Jana March 11, 2013 at 1:57 pm

I am so jealous, I can think of a few doozies that you might want to consider…

You are saving from having to say the words, “Please take barbies legs out of your vagina, that is not where her legs, head, or any other part of her go.”

You get to be spared the pleasure of having to apologize profusely for the small creatures pointing out the ginormous proportions of someone’s ass, why they smell funny or their lack of teeth. On decible level 10.

And last, but not least, you get to avoid the mind numbing (NOT-AH, YEAH-HUH) discussion of why the TV show the “BY-ble” (Bible) is not pronounced “BIBBLE”. Cause they know it ALL.

Anna March 11, 2013 at 1:58 pm

Got the hubz snipped on Friday!

Misty March 11, 2013 at 2:19 pm

And now I am sad. So very very sad.

Thanks a lot, NOA! :p
Misty recently posted..Mustaches and Bacon Make Everything Better!
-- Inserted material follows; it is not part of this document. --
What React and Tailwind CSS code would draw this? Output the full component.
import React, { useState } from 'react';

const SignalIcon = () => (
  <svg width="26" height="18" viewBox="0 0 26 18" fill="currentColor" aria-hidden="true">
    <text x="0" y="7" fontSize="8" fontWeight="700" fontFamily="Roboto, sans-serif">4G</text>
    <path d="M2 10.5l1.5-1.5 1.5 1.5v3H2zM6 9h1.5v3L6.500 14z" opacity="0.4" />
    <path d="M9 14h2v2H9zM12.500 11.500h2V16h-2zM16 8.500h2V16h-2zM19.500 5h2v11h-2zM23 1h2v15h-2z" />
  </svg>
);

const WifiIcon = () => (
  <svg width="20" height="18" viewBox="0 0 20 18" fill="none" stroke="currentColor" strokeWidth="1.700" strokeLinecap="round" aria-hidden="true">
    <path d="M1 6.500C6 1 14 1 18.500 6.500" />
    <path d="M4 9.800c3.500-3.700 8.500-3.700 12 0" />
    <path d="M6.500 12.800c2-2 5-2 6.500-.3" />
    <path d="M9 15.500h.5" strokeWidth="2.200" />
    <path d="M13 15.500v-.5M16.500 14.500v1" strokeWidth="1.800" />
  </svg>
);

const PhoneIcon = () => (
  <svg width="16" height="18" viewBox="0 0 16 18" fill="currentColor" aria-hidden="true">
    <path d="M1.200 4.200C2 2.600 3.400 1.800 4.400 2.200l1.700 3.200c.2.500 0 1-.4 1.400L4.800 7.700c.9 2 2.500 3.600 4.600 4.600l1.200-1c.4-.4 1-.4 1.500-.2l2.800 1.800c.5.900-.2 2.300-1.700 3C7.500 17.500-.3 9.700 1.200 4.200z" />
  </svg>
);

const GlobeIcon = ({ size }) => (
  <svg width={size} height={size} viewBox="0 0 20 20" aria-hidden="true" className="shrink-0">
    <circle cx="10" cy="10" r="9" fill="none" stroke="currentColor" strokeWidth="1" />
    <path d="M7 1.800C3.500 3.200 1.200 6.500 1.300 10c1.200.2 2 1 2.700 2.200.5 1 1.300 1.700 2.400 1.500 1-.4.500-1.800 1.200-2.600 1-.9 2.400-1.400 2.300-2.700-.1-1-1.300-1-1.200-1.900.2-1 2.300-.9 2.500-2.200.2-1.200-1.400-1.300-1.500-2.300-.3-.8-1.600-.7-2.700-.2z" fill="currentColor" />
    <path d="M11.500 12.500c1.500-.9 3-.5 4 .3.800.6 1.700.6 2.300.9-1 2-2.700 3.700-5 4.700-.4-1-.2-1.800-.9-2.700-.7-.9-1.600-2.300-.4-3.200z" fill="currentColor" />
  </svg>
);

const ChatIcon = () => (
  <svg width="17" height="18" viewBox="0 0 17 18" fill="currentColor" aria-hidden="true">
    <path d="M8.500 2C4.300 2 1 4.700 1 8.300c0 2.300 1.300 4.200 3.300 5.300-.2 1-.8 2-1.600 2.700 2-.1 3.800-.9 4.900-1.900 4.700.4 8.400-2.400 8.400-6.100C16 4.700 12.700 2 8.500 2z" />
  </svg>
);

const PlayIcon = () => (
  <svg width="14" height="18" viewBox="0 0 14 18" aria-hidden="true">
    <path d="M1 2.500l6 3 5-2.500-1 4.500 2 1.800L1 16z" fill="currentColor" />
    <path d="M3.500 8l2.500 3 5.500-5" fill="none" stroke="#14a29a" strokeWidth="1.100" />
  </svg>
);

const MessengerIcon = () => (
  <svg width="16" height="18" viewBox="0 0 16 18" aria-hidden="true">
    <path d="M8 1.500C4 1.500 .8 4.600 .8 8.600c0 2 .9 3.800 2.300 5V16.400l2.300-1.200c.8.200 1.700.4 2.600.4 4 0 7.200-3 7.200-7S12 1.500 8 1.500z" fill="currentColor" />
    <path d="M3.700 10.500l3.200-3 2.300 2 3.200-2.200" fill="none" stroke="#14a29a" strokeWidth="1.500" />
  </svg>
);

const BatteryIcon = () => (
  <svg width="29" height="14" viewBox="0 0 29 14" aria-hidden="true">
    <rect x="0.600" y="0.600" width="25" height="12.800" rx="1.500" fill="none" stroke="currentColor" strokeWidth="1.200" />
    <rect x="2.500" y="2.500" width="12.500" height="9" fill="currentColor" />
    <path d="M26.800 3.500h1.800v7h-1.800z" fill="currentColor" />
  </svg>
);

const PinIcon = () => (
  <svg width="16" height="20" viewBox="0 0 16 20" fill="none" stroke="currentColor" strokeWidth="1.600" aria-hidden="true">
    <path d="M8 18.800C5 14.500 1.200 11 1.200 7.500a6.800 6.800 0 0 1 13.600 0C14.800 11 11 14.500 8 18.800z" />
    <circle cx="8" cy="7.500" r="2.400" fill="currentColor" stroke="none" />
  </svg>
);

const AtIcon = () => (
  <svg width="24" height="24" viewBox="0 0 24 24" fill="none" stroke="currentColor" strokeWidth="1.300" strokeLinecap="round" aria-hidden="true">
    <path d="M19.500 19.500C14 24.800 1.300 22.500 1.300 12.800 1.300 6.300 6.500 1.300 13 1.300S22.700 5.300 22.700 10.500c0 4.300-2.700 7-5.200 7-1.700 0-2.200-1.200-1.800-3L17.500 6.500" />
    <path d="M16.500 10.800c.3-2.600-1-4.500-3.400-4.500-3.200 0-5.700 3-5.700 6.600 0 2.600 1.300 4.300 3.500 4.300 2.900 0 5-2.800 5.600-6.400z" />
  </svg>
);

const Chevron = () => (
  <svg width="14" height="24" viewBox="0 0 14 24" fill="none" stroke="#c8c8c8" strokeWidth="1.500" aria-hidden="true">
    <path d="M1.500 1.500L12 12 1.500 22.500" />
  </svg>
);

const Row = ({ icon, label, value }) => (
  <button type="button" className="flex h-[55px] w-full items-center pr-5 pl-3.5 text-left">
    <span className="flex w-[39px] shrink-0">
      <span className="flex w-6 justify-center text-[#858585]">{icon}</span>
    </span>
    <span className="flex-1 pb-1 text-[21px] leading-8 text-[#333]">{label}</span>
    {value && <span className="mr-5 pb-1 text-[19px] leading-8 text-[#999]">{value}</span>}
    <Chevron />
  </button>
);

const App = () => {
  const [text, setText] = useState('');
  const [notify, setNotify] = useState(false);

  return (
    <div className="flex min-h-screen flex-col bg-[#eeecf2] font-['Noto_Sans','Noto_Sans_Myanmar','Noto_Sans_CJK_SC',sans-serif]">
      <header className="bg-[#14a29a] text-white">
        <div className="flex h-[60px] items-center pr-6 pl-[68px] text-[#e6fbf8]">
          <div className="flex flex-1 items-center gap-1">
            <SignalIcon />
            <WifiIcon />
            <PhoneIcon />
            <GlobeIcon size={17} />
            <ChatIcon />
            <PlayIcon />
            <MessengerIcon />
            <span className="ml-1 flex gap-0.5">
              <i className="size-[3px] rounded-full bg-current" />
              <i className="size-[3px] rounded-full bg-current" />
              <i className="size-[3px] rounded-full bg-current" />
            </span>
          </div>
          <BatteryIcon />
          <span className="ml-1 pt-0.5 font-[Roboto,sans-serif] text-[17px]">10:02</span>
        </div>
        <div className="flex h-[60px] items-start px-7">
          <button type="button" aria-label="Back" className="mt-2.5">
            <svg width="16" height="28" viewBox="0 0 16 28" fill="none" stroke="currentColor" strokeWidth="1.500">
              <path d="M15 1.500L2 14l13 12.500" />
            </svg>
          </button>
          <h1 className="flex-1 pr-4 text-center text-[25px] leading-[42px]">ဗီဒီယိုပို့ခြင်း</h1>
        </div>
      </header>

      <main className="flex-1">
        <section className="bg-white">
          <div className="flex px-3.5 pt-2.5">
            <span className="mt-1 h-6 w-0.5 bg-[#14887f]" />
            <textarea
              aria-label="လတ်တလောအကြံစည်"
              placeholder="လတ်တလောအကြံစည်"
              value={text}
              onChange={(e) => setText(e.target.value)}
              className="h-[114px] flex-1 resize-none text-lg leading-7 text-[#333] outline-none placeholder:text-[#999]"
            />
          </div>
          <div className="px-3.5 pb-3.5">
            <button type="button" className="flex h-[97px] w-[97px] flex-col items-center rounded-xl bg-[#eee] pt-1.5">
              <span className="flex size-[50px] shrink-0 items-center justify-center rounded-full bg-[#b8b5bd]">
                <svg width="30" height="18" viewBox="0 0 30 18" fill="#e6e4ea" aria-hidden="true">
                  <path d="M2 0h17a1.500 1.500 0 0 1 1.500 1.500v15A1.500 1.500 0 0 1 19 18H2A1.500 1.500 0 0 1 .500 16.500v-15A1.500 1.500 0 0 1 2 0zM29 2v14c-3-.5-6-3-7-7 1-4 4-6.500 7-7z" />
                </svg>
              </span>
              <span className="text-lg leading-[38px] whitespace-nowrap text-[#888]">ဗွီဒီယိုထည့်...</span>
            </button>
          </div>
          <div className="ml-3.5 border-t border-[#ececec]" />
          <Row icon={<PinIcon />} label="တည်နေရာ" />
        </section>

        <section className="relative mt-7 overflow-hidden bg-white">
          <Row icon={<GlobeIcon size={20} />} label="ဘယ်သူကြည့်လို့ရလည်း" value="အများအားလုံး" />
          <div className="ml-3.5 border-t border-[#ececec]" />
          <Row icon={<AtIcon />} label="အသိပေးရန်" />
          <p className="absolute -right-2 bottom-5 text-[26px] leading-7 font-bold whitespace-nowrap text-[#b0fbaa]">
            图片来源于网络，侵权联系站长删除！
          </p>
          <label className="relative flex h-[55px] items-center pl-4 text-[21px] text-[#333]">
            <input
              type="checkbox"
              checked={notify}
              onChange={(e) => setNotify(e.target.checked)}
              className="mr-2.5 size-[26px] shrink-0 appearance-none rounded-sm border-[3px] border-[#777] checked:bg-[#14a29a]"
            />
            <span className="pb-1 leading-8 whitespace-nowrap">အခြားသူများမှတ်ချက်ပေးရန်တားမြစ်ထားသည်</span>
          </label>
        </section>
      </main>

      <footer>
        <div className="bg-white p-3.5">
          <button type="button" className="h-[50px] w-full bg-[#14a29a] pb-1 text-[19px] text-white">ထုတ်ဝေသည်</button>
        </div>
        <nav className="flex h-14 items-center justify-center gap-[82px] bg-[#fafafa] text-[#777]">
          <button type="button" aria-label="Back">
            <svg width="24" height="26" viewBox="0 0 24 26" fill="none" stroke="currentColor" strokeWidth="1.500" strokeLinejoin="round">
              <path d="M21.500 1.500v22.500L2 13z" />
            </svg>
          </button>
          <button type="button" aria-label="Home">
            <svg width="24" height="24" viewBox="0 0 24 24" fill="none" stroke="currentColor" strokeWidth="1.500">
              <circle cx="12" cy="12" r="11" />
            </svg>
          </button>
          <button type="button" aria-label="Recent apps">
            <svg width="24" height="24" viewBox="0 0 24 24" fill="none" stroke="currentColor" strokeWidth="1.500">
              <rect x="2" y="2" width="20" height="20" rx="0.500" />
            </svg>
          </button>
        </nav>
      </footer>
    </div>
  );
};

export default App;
Abby March 11, 2013 at 2:57 pm

You are so fucking great. The end.
Abby recently posted..A Matter of Taste

nadine March 11, 2013 at 7:44 pm

so what you’re saying is that you’re pregnant then, right?
nadine recently posted..Crossing the Streams

Kristen March 12, 2013 at 2:55 pm

You don’t have to worry about your vag not returning to a somewhat normal, albeit not particularly gorgeous state! Thank God someone told me that before I didn’t have a baby!

carrie March 12, 2013 at 7:26 pm

It would have been great to know, before I didnt have a baby, that 7 IUI’s and 3 IVF’s…. $40,000+ would leave us without a baby. But really, who would have wanted to miss out on all.that.drama and woe, etc. And all the injections in my belly & ass everyday…that shit was dope. Which, incidentally, I’d be great at shooting up from all the practice.
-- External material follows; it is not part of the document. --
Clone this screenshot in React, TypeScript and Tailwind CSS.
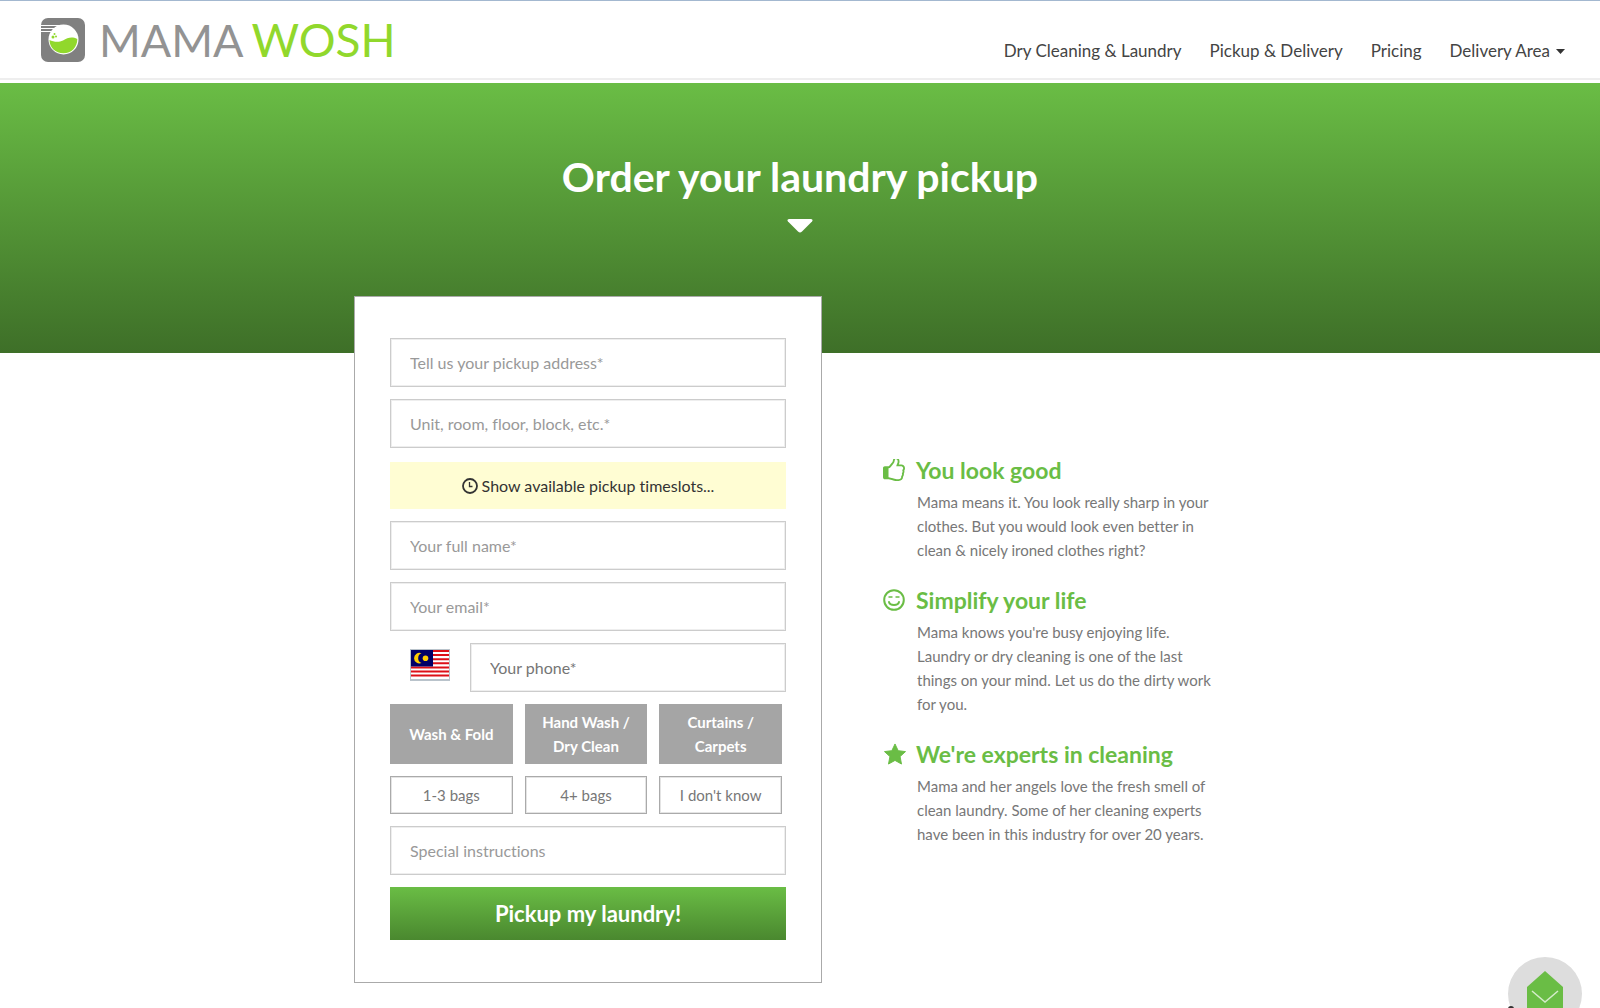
import type { ReactNode } from "react";

const fieldClass =
  "h-[49px] w-full min-w-0 border border-[#ccc] bg-white px-[19px] text-base shadow-[inset_0_0_0_1px_#eee] outline-none focus:border-[#6abd45]";

function Logo() {
  return (
    <a href="#home" aria-label="Mama Wosh" className="flex items-center gap-[14px]">
      <svg viewBox="0 0 44 44" className="size-11 shrink-0" aria-hidden="true">
        <rect x="0" y="0" width="44" height="44" rx="7" fill="#808080" />
        <path d="M0 7.500H20M0 10.500H14M0 13.500H10" stroke="#fff" strokeWidth="1.200" />
        <circle cx="22.500" cy="21.500" r="15" fill="#fff" />
        <path
          d="M8.500 22C12 23.500 17 25 22 22.500C27 19.500 31 18.500 36.300 21C36.500 29 30.500 35.300 22.500 35.300C14.500 35.300 8.500 29.500 8.500 22Z"
          fill="#91d82c"
        />
        <circle cx="12" cy="19" r="1.500" fill="#91d82c" />
        <circle cx="15" cy="18.500" r="1" fill="#91d82c" />
        <circle cx="13.500" cy="16" r="1" fill="#91d82c" />
      </svg>
      <span className="flex items-baseline gap-2 leading-[46px]">
        <span className="text-[45px] text-[#939393]">MAMA</span>
        <span className="text-[46px] text-[#91d82c]">WOSH</span>
      </span>
    </a>
  );
}

function Clock() {
  return (
    <svg viewBox="0 0 16 16" className="size-4 shrink-0" fill="none" stroke="currentColor" aria-hidden="true">
      <circle cx="8" cy="8" r="7" strokeWidth="1.800" />
      <path d="M7.500 4V8.500H10.500" strokeWidth="1.300" />
    </svg>
  );
}

function Flag() {
  return (
    <svg viewBox="0 0 40 32" className="h-8 w-10" aria-hidden="true">
      <rect width="40" height="32" fill="#b9c3cb" />
      <rect x="1" y="1" width="38" height="29" fill="#fff" />
      <path
        d="M1 2H39M1 6.100H39M1 10.200H39M1 14.300H39M1 18.400H39M1 22.500H39M1 26.600H39"
        stroke="#dd1018"
        strokeWidth="2"
      />
      <rect x="1" y="1" width="22" height="16.500" fill="#010066" />
      <path d="M11.500 4.300A5.300 5.300 0 1 0 11.500 14A5.200 5.200 0 0 1 11.500 4.300Z" fill="#fc0" />
      <circle cx="15.500" cy="9.200" r="2.800" fill="#fc0" />
    </svg>
  );
}

function ThumbsUp() {
  return (
    <svg viewBox="128 128 1536 1536" className="size-[22px]" fill="currentColor" aria-hidden="true">
      <path d="M192 768h256v640H192zM384 1344q0-26-19-45t-45-19-45 19-19 45 19 45 45 19 45-19 19-45z" fillRule="evenodd" />
      <path d="M1536 768q0-51-39-89.500t-89-38.500h-352q0-58 48-159.500t48-160.500q0-98-32-145t-128-47q-26 26-38 85t-30.500 125.500-59.500 109.500q-22 23-77 91-4 5-23 30t-31.500 41-34.500 42.500-40 44-38.500 35.500-40 27-35.500 9h-32v640h32q13 0 31.500 3t33 6.500 38 11 35 11.500 35.500 12.500 29 10.500q211 73 342 73h121q192 0 192-167 0-26-5-56 30-16 47.500-52.500t17.500-73.500-18-69q53-50 53-119 0-25-10-55.500t-25-47.500q32-1 53.500-47t21.500-81zm128-1q0 89-49 163 9 33 9 69 0 77-38 144 3 21 3 43 0 101-60 178 1 139-85 219.500t-227 80.500h-129q-96 0-189.500-22.500t-216.500-65.500q-116-40-138-40h-288q-53 0-90.500-37.500t-37.500-90.500v-640q0-53 37.500-90.500t90.500-37.500h274q36-24 137-155 58-75 107-128 24-25 35.500-85.500t30.500-126.500 62-108q39-37 90-37 84 0 151 32.500t102 101.500 35 186q0 93-48 192h176q104 0 180 76t76 179z" />
    </svg>
  );
}

function Smile() {
  return (
    <svg
      viewBox="0 0 22 22"
      className="size-[22px]"
      fill="none"
      stroke="currentColor"
      strokeWidth="2"
      aria-hidden="true"
    >
      <circle cx="11" cy="11" r="9.800" />
      <path d="M5.500 8H9.500M12.500 8H16.500" strokeWidth="1.600" />
      <path d="M6 13C7 17 15 17 16 13" strokeLinecap="round" />
    </svg>
  );
}

function Star() {
  return (
    <svg viewBox="0 0 24 23" className="h-[22px] w-6" fill="currentColor" aria-hidden="true">
      <path
        d="M12 1L15.300 8L23 9L17.300 14.200L18.800 22L12 18.200L5.200 22L6.700 14.200L1 9L8.700 8Z"
        stroke="currentColor"
        strokeLinejoin="round"
      />
    </svg>
  );
}

function Feature({ icon, title, children }: { icon: ReactNode; title: string; children: ReactNode }) {
  return (
    <section>
      <h2 className="flex items-center gap-[9px] text-[23px] leading-8 font-bold text-[#6abd45]">
        <span className="flex w-6 shrink-0">{icon}</span>
        {title}
      </h2>
      <p className="mt-1 pl-[34px] text-[15px] leading-6 text-[#777]">{children}</p>
    </section>
  );
}

function Field({ label, type = "text", dark = false }: { label: string; type?: string; dark?: boolean }) {
  return (
    <input
      type={type}
      aria-label={label}
      placeholder={label}
      className={`${fieldClass} ${dark ? "placeholder:text-[#757575]" : "placeholder:text-[#999]"}`}
    />
  );
}

const navItems = ["Dry Cleaning & Laundry", "Pickup & Delivery", "Pricing"];
const services = ["Wash & Fold", "Hand Wash\u00a0/ Dry Clean", "Curtains\u00a0/ Carpets"];
const amounts = ["1-3 bags", "4+ bags", "I don't know"];

export default function App() {
  return (
    <div className="min-h-screen bg-white font-['Lato',sans-serif] [font-variant-ligatures:none]">
      <header className="flex h-[83px] items-start justify-between border-t border-t-[#a3b8d0] pr-[35px] pl-[41px] shadow-[inset_0_-3px_0_#fff,inset_0_-5px_0_#eee]">
        <div className="pt-4">
          <Logo />
        </div>
        <nav className="flex gap-7 pt-[38px] text-[17px] leading-6 text-[#444]">
          {navItems.map((item) => (
            <a key={item} href="#services">
              {item}
            </a>
          ))}
          <button type="button" className="flex items-center gap-[6px]">
            Delivery Area
            <svg viewBox="0 0 9 5" className="h-[5px] w-[9px]" fill="#333" aria-hidden="true">
              <path d="M0 0H9L4.500 5Z" />
            </svg>
          </button>
        </nav>
      </header>

      <div className="flex h-[270px] flex-col items-center bg-linear-to-b from-[#6abd45] to-[#3e6f28] pt-[67px] text-white">
        <h1 className="text-[41px] leading-[54px] font-bold">Order your laundry pickup</h1>
        <svg viewBox="0 0 26 14" className="mt-[15px] h-[14px] w-[26px]" fill="currentColor" aria-hidden="true">
          <path d="M2 0H24Q26.500 .5 25 2.500L15 12.500Q13 14.500 11 12.500L1 2.500Q-.5 .5 2 0Z" />
        </svg>
      </div>

      <main className="mx-auto -mt-[57px] flex max-w-[892px] items-start justify-between">
        <form
          onSubmit={(event) => event.preventDefault()}
          className="flex w-[468px] flex-col gap-3 border border-[#aaa] bg-white px-[35px] pt-[41px] pb-[42px]"
        >
          <Field label="Tell us your pickup address*" />
          <Field label="Unit, room, floor, block, etc.*" />
          <button
            type="button"
            className="mt-[2px] flex h-[47px] items-center justify-center gap-1 bg-[#fffdd3] text-base text-[#333]"
          >
            <Clock />
            Show available pickup timeslots...
          </button>
          <Field label="Your full name*" />
          <Field label="Your email*" type="email" />
          <div className="flex items-start pl-5">
            <button type="button" aria-label="Country: Malaysia" className="mt-[6px] mr-5 shrink-0">
              <Flag />
            </button>
            <Field label="Your phone*" type="tel" dark />
          </div>
          <div className="grid grid-cols-3 gap-3 pr-1">
            {services.map((service) => (
              <button
                key={service}
                type="button"
                className="h-[60px] bg-[#a5a5a5] px-4 text-[15px] leading-6 font-bold text-white"
              >
                {service}
              </button>
            ))}
            {amounts.map((amount) => (
              <button
                key={amount}
                type="button"
                className="h-[38px] border border-[#aaa] text-[15px] text-[#777] shadow-[inset_0_0_0_1px_#e4e4e4]"
              >
                {amount}
              </button>
            ))}
          </div>
          <Field label="Special instructions" />
          <button
            type="submit"
            className="h-[53px] bg-linear-to-b from-[#6abd45] to-[#4a882f] text-[22px] font-bold text-white"
          >
            Pickup my laundry!
          </button>
        </form>

        <div className="flex w-[363px] flex-col gap-[22px] pt-[158px] pr-6">
          <Feature icon={<ThumbsUp />} title="You look good">
            Mama means it. You look really sharp in your clothes. But you would look even better in clean &amp; nicely
            ironed clothes right?
          </Feature>
          <Feature icon={<Smile />} title="Simplify your life">
            Mama knows you're busy enjoying life. Laundry or dry cleaning is one of the last things on your mind. Let us
            do the dirty work for you.
          </Feature>
          <Feature icon={<Star />} title="We're experts in cleaning">
            Mama and her angels love the fresh smell of clean laundry. Some of her cleaning experts have been in this
            industry for over 20 years.
          </Feature>
        </div>
      </main>

      <button
        type="button"
        aria-label="Send us a message"
        className="fixed right-[18px] -bottom-[23px] size-[74px] rounded-full bg-[#ddd]"
      >
        <svg viewBox="0 0 74 74" aria-hidden="true">
          <path d="M19 30L37 14L55 30V62H19Z" fill="#6abd45" />
          <path d="M24 34L37 45L50 34" fill="none" stroke="#d5ecca" strokeWidth="1.500" />
          <circle cx="3" cy="52" r="3" fill="#333" />
        </svg>
      </button>
    </div>
  );
}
Valerie March 12, 2013 at 9:14 pm

If I could go back in time to before I had kids, I’d eat French fries all the time. Because apparently, once you have kids, you lose your ability to metabolize. French fries and motherfucking milkshakes.

Forever.

Hugs!

Valerie
Valerie recently posted..Val’s Infamous Mexican Drug Cartel (Patent Pending)

Alyssa March 16, 2013 at 12:43 pm

Seriously; would it be inappropriate to print this out and pass it out to meddling family members?